Alexandre Louis Leloir - Jacob wrestling with the angel

      Lire et écrire, c’est être appelé à un combat à voix nue, à un drame… Une fois posée une phrase comme celle-là, qu’est-ce que l’on fait ? On va se coucher parce qu’il se fait tard ? J’exagère, je gonfle, j’amplifie, je m’écoute écrire : un bon vieux mélodrame suffira la plus part du temps. Mais en tous cas, c’est un beau risque : l’incommensurable et la contamination par une émotion sont des dangers attirants à la portée des caniches de Céline.

      De plus, comme le savent très bien les auteurs dramatiques, il n’y a pas de mélodrame sans illusions forcément déçues… Le problème, c’est que lorsque les hommes se combattent, que ce soit pour une bonne ou une mauvaise raison, au bout d’un moment, ce qui compte, c’est de gagner. Ils savent bien qu’ils se battent pour pas grand-chose, voire pour rien, mais rien n’y fait. Il se peut même qu’ils oublient totalement pourquoi ils se battent, l’important sera alors d’écraser la face de l’adversaire sous sa botte. Nous sommes faits ainsi et pour un bon moment encore. De même, on se lance à l’aventure dans les dimensions cachées du langage, et l’on risque de se perdre dans un non-savoir, de se perdre soi-même. D’une manière invisible, l’écriture est appelée pour détruire, anéantir un bavardage dans lequel nous étions si malheureux et inconsolable, ou bien si heureux et confortablement installés, enfermés. Tout système fermé sur lui-même est dans l'impossibilité d’apprécier et de prouver quoi que ce soit en dehors de lui-même nous laisse entendre les scientifiques accrochés à la relativité restreinte.

      Or, même s'il faut rester modeste face au monde et au savoir, il ne faut pas hésiter à lancer des idées générales qui auraient valeur de vérité. Cela ne veut pas dire qu'elles sont des vérités et que vous pensiez vraiment qu'elles le soient, loin de là. Mais l'être humain ne peut pas raisonner autrement qu'en pensant avoir raison : même s'il garde un doute toujours enfoui, il doit penser qu'il n'a pas totalement tort au moment où il pose ses idées. La force de celui qui veut se mettre à écrire ce n'est pas d'avoir toujours raison, mais d’entretenir un doute et ne jamais s'appuyer sur ses idées. Elles sont comme un flux, il ne s'identifie pas à elles, il les méprise en même temps qu'il y consacre son temps.

      De l’autre côté de la page, face à l’écriture, éclairée et magnanime, la lecture dissipe les brumes et fait apparaître en chacun d’entre nous une construction singulière, une architecture intime. Elle nous met en relation avec un auteur, avec sa langue et sa pensée, avec son monde, avec nous-même. C’est le moment privilégié où le réel, ce que l’on tient pour vrai, se frotte avec l’intime, notre mystérieux univers intérieur, infini et travailleur.

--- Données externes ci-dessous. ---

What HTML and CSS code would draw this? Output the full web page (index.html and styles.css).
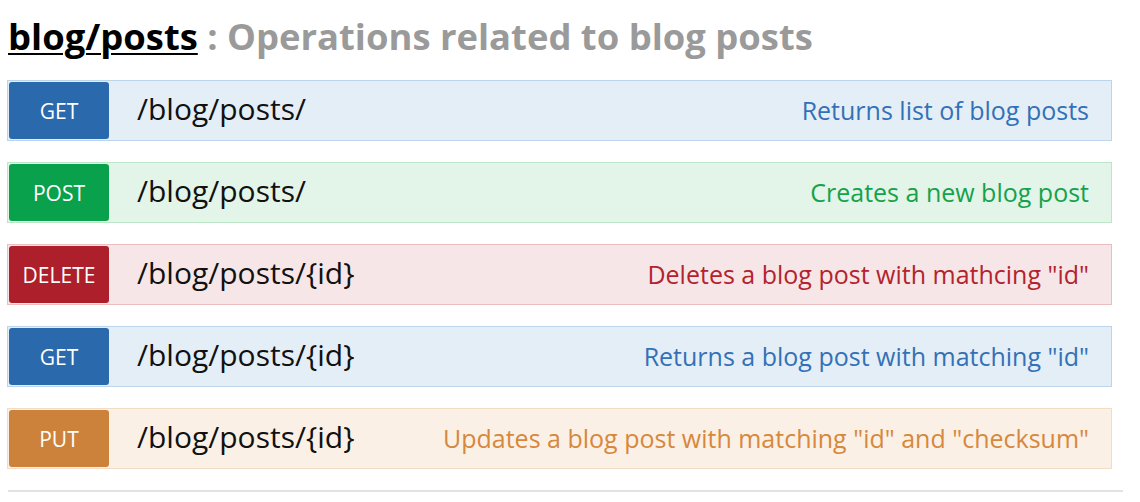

Page du 23 novembre 2017 jour de lecture

      Parmi les risques que l’on court, il y a celui de devenir un peu plus libre qu’auparavant. L’écriture trace ses lignes hors-piste. Son tracé n’est qu’une suite de points qui par définition sont infiniment petits au point d’être invisibles. Et pourtant lorsqu’on les réunit, ils nous donnent l’illusion d’une continuité. De ce point de vue, insignifiant lui-aussi, écrire est la plus grande force car elle enfreint inévitablement la Loi, toutes les lois ainsi que sa propre loi. On peut violer les lois sans baisser culotte. Écrire et lire et penser, c’est fondamentalement dangereux, innocemment dangereux. Penser, c'est vivre, prendre des risques et mourir. Mais ne pas penser, méditer, c'est aussi en prendre et mourir... Penser est le produit de la fonction naturelle la plus animale, la plus continue, chez les mammifères du moins : le fonctionnement cérébral qui n’est jamais aussi actif que quand il se repose en rêvant. Même pour les plus limités d’entre nous, penser, c’est ce que l’on fait le plus. Le cœur s’arrête entre deux battements, la respiration entre deux mouvements, le cerveau lui, fonctionne tout le temps même durant notre sommeil. La seule exception est quand on tombe amoureux. Il suffit de constater ce qu’un KO produit comme effet pour s’en assurer.